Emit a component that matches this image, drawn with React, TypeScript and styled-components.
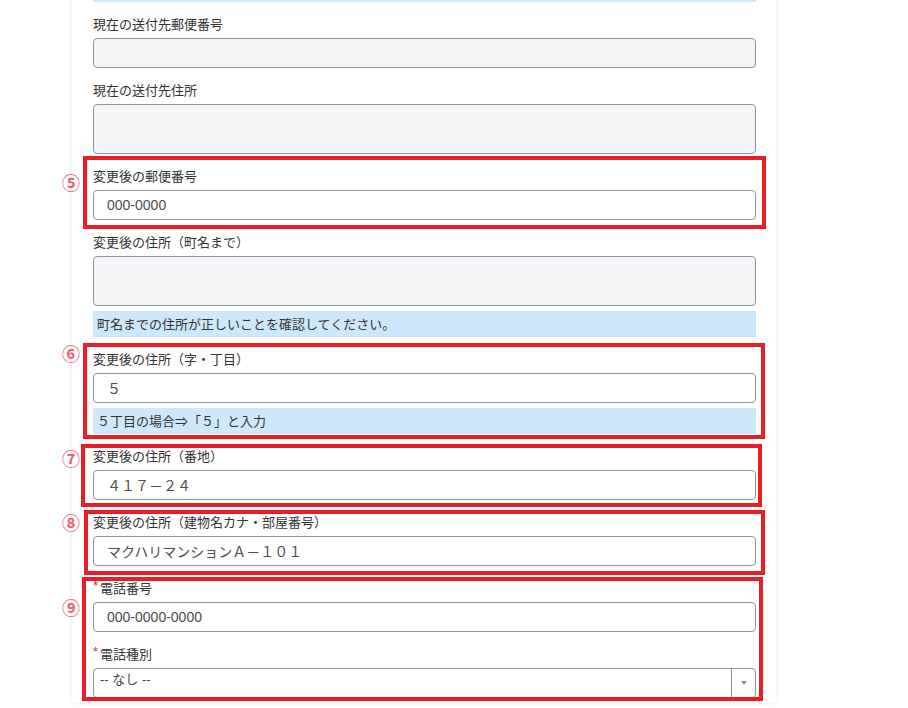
import React from 'react'
import styled, { createGlobalStyle } from 'styled-components'

const GlobalStyle = createGlobalStyle`
  html, body {
    margin: 0;
    padding: 0;
    background: #fff;
    overflow: hidden;
  }
  body {
    font-family: "Noto Sans CJK JP", "Noto Sans", sans-serif;
    color: #333;
  }
`

const Page = styled.div`
  height: 708px;
  padding-left: 72px;
  overflow: hidden;
`

// the page is scrolled: the top of the card and a note lie above the window
const Card = styled.div`
  width: 704px;
  box-sizing: border-box;
  margin-top: -29px;
  padding: 0 20px 5px 21px;
  background: #fff;
  border-radius: 4px;
  box-shadow: 0 0 5px rgba(0, 0, 0, 0.1);
`

const Group = styled.div`
  position: relative;
`

const Field = styled.div`
  margin-top: 13px;
`

const Label = styled.div`
  height: 18px;
  line-height: 18px;
  margin-bottom: 5px;
  font-size: 13px;
  color: #333;
  white-space: nowrap;
`

const Required = styled.span`
  position: relative;
  top: -3px;
  margin-right: 2px;
  font-family: "Liberation Sans", sans-serif;
  font-size: 13px;
  color: #e3202c;
`

const fieldBox = `
  display: block;
  width: 100%;
  box-sizing: border-box;
  border: 1px solid #8d93a1;
  border-radius: 4px;
  padding: 0 13px;
  font: 14px "Liberation Sans", "Noto Sans CJK JP", sans-serif;
  color: #4d4d4d;
  outline: none;
`

const TextInput = styled.input<{ $locked?: boolean }>`
  ${fieldBox}
  height: 30px;
  background: ${p => (p.$locked ? '#f3f4f6' : '#fff')};

  &::placeholder {
    color: #4d4d4d;
  }
`

const TextArea = styled.textarea`
  ${fieldBox}
  height: 50px;
  resize: none;
  background: #f3f4f6;
`

const Note = styled.div`
  margin-top: 5px;
  height: 26px;
  line-height: 26px;
  padding: 0 4px;
  background: #cde8fb;
  font-size: 13px;
  color: #333;
  white-space: nowrap;
`

const SelectBox = styled.div`
  display: flex;
  height: 30px;
  box-sizing: border-box;
  border: 1px solid #8d93a1;
  border-radius: 4px;
  background: #fff;
`

const SelectValue = styled.span`
  flex: 1;
  padding-left: 6px;
  line-height: 28px;
  font: 13px "Liberation Sans", "Noto Sans CJK JP", sans-serif;
  color: #444;
`

const SelectArrow = styled.span`
  width: 24px;
  box-sizing: border-box;
  border-left: 1px solid #8d93a1;
  display: flex;
  align-items: center;
  justify-content: center;

  &::after {
    content: '';
    border-left: 3px solid transparent;
    border-right: 3px solid transparent;
    border-top: 4px solid #8a8a8a;
  }
`

// red annotation frame laid over a group of fields
const Frame = styled.div<{ $t: number; $r: number; $b: number; $l: number }>`
  position: absolute;
  top: ${p => p.$t}px;
  right: ${p => p.$r}px;
  bottom: ${p => p.$b}px;
  left: ${p => p.$l}px;
  border: 4px solid #ec1c24;
  pointer-events: none;
`

const Marker = styled.span<{ $top: number }>`
  position: absolute;
  left: -32px;
  top: ${p => p.$top}px;
  width: 20px;
  text-align: center;
  font-size: 18px;
  font-weight: 700;
  line-height: 18px;
  color: #ef5d6a;
`

interface FrameBox {
  t: number
  r: number
  b: number
  l: number
}

const Annotated = ({ mark, markTop, box, children }: {
  mark: string
  markTop: number
  box: FrameBox
  children: React.ReactNode
}) => (
  <Group>
    <Marker $top={markTop}>{mark}</Marker>
    {children}
    <Frame $t={box.t} $r={box.r} $b={box.b} $l={box.l} />
  </Group>
)

export default function App() {
  return (
    <Page>
      <GlobalStyle />
      <Card>
        <Note />

        <Field>
          <Label>現在の送付先郵便番号</Label>
          <TextInput $locked readOnly />
        </Field>

        <Field>
          <Label>現在の送付先住所</Label>
          <TextArea readOnly />
        </Field>

        <Annotated mark="⑤" markTop={6} box={{ t: -11, r: -10, b: -9, l: -10 }}>
          <Field>
            <Label>変更後の郵便番号</Label>
            <TextInput placeholder="000-0000" readOnly />
          </Field>
        </Annotated>

        <Field>
          <Label>変更後の住所（町名まで）</Label>
          <TextArea readOnly />
          <Note>町名までの住所が正しいことを確認してください。</Note>
        </Field>

        <Annotated mark="⑥" markTop={-6} box={{ t: -7, r: -9, b: -5, l: -10 }}>
          <Field>
            <Label>変更後の住所（字・丁目）</Label>
            <TextInput defaultValue="５" readOnly />
            <Note>５丁目の場合⇒「５」と入力</Note>
          </Field>
        </Annotated>

        <Annotated mark="⑦" markTop={2} box={{ t: -3, r: -6, b: -7, l: -12 }}>
          <Field>
            <Label>変更後の住所（番地）</Label>
            <TextInput defaultValue="４１７－２４" readOnly />
          </Field>
        </Annotated>

        <Annotated mark="⑧" markTop={0} box={{ t: -3, r: -9, b: -9, l: -9 }}>
          <Field>
            <Label>変更後の住所（建物名カナ・部屋番号）</Label>
            <TextInput defaultValue="マクハリマンションＡ－１０１" readOnly />
          </Field>
        </Annotated>

        <Annotated mark="⑨" markTop={19} box={{ t: -2, r: -7, b: -3, l: -11 }}>
          <Field>
            <Label><Required>*</Required>電話番号</Label>
            <TextInput placeholder="000-0000-0000" readOnly />
          </Field>
          <Field>
            <Label><Required>*</Required>電話種別</Label>
            <SelectBox>
              <SelectValue>-- なし --</SelectValue>
              <SelectArrow />
            </SelectBox>
          </Field>
        </Annotated>
      </Card>
    </Page>
  )
}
□ □ □ □
**Given problem**
Repeat the lines above exactly, and keep every picture out.

**Correct response**
Emit a component that matches this image, drawn with React, TypeScript and styled-components.
import React from 'react'
import styled, { createGlobalStyle } from 'styled-components'

const GlobalStyle = createGlobalStyle`
  html, body {
    margin: 0;
    padding: 0;
    background: #fff;
    overflow: hidden;
  }
  body {
    font-family: "Noto Sans CJK JP", "Noto Sans", sans-serif;
    color: #333;
  }
`

const Page = styled.div`
  height: 708px;
  padding-left: 72px;
  overflow: hidden;
`

// the page is scrolled: the top of the card and a note lie above the window
const Card = styled.div`
  width: 704px;
  box-sizing: border-box;
  margin-top: -29px;
  padding: 0 20px 5px 21px;
  background: #fff;
  border-radius: 4px;
  box-shadow: 0 0 5px rgba(0, 0, 0, 0.1);
`

const Group = styled.div`
  position: relative;
`

const Field = styled.div`
  margin-top: 13px;
`

const Label = styled.div`
  height: 18px;
  line-height: 18px;
  margin-bottom: 5px;
  font-size: 13px;
  color: #333;
  white-space: nowrap;
`

const Required = styled.span`
  position: relative;
  top: -3px;
  margin-right: 2px;
  font-family: "Liberation Sans", sans-serif;
  font-size: 13px;
  color: #e3202c;
`

const fieldBox = `
  display: block;
  width: 100%;
  box-sizing: border-box;
  border: 1px solid #8d93a1;
  border-radius: 4px;
  padding: 0 13px;
  font: 14px "Liberation Sans", "Noto Sans CJK JP", sans-serif;
  color: #4d4d4d;
  outline: none;
`

const TextInput = styled.input<{ $locked?: boolean }>`
  ${fieldBox}
  height: 30px;
  background: ${p => (p.$locked ? '#f3f4f6' : '#fff')};

  &::placeholder {
    color: #4d4d4d;
  }
`

const TextArea = styled.textarea`
  ${fieldBox}
  height: 50px;
  resize: none;
  background: #f3f4f6;
`

const Note = styled.div`
  margin-top: 5px;
  height: 26px;
  line-height: 26px;
  padding: 0 4px;
  background: #cde8fb;
  font-size: 13px;
  color: #333;
  white-space: nowrap;
`

const SelectBox = styled.div`
  display: flex;
  height: 30px;
  box-sizing: border-box;
  border: 1px solid #8d93a1;
  border-radius: 4px;
  background: #fff;
`

const SelectValue = styled.span`
  flex: 1;
  padding-left: 6px;
  line-height: 28px;
  font: 13px "Liberation Sans", "Noto Sans CJK JP", sans-serif;
  color: #444;
`

const SelectArrow = styled.span`
  width: 24px;
  box-sizing: border-box;
  border-left: 1px solid #8d93a1;
  display: flex;
  align-items: center;
  justify-content: center;

  &::after {
    content: '';
    border-left: 3px solid transparent;
    border-right: 3px solid transparent;
    border-top: 4px solid #8a8a8a;
  }
`

// red annotation frame laid over a group of fields
const Frame = styled.div<{ $t: number; $r: number; $b: number; $l: number }>`
  position: absolute;
  top: ${p => p.$t}px;
  right: ${p => p.$r}px;
  bottom: ${p => p.$b}px;
  left: ${p => p.$l}px;
  border: 4px solid #ec1c24;
  pointer-events: none;
`

const Marker = styled.span<{ $top: number }>`
  position: absolute;
  left: -32px;
  top: ${p => p.$top}px;
  width: 20px;
  text-align: center;
  font-size: 18px;
  font-weight: 700;
  line-height: 18px;
  color: #ef5d6a;
`

interface FrameBox {
  t: number
  r: number
  b: number
  l: number
}

const Annotated = ({ mark, markTop, box, children }: {
  mark: string
  markTop: number
  box: FrameBox
  children: React.ReactNode
}) => (
  <Group>
    <Marker $top={markTop}>{mark}</Marker>
    {children}
    <Frame $t={box.t} $r={box.r} $b={box.b} $l={box.l} />
  </Group>
)

export default function App() {
  return (
    <Page>
      <GlobalStyle />
      <Card>
        <Note />

        <Field>
          <Label>現在の送付先郵便番号</Label>
          <TextInput $locked readOnly />
        </Field>

        <Field>
          <Label>現在の送付先住所</Label>
          <TextArea readOnly />
        </Field>

        <Annotated mark="⑤" markTop={6} box={{ t: -11, r: -10, b: -9, l: -10 }}>
          <Field>
            <Label>変更後の郵便番号</Label>
            <TextInput placeholder="000-0000" readOnly />
          </Field>
        </Annotated>

        <Field>
          <Label>変更後の住所（町名まで）</Label>
          <TextArea readOnly />
          <Note>町名までの住所が正しいことを確認してください。</Note>
        </Field>

        <Annotated mark="⑥" markTop={-6} box={{ t: -7, r: -9, b: -5, l: -10 }}>
          <Field>
            <Label>変更後の住所（字・丁目）</Label>
            <TextInput defaultValue="５" readOnly />
            <Note>５丁目の場合⇒「５」と入力</Note>
          </Field>
        </Annotated>

        <Annotated mark="⑦" markTop={2} box={{ t: -3, r: -6, b: -7, l: -12 }}>
          <Field>
            <Label>変更後の住所（番地）</Label>
            <TextInput defaultValue="４１７－２４" readOnly />
          </Field>
        </Annotated>

        <Annotated mark="⑧" markTop={0} box={{ t: -3, r: -9, b: -9, l: -9 }}>
          <Field>
            <Label>変更後の住所（建物名カナ・部屋番号）</Label>
            <TextInput defaultValue="マクハリマンションＡ－１０１" readOnly />
          </Field>
        </Annotated>

        <Annotated mark="⑨" markTop={19} box={{ t: -2, r: -7, b: -3, l: -11 }}>
          <Field>
            <Label><Required>*</Required>電話番号</Label>
            <TextInput placeholder="000-0000-0000" readOnly />
          </Field>
          <Field>
            <Label><Required>*</Required>電話種別</Label>
            <SelectBox>
              <SelectValue>-- なし --</SelectValue>
              <SelectArrow />
            </SelectBox>
          </Field>
        </Annotated>
      </Card>
    </Page>
  )
}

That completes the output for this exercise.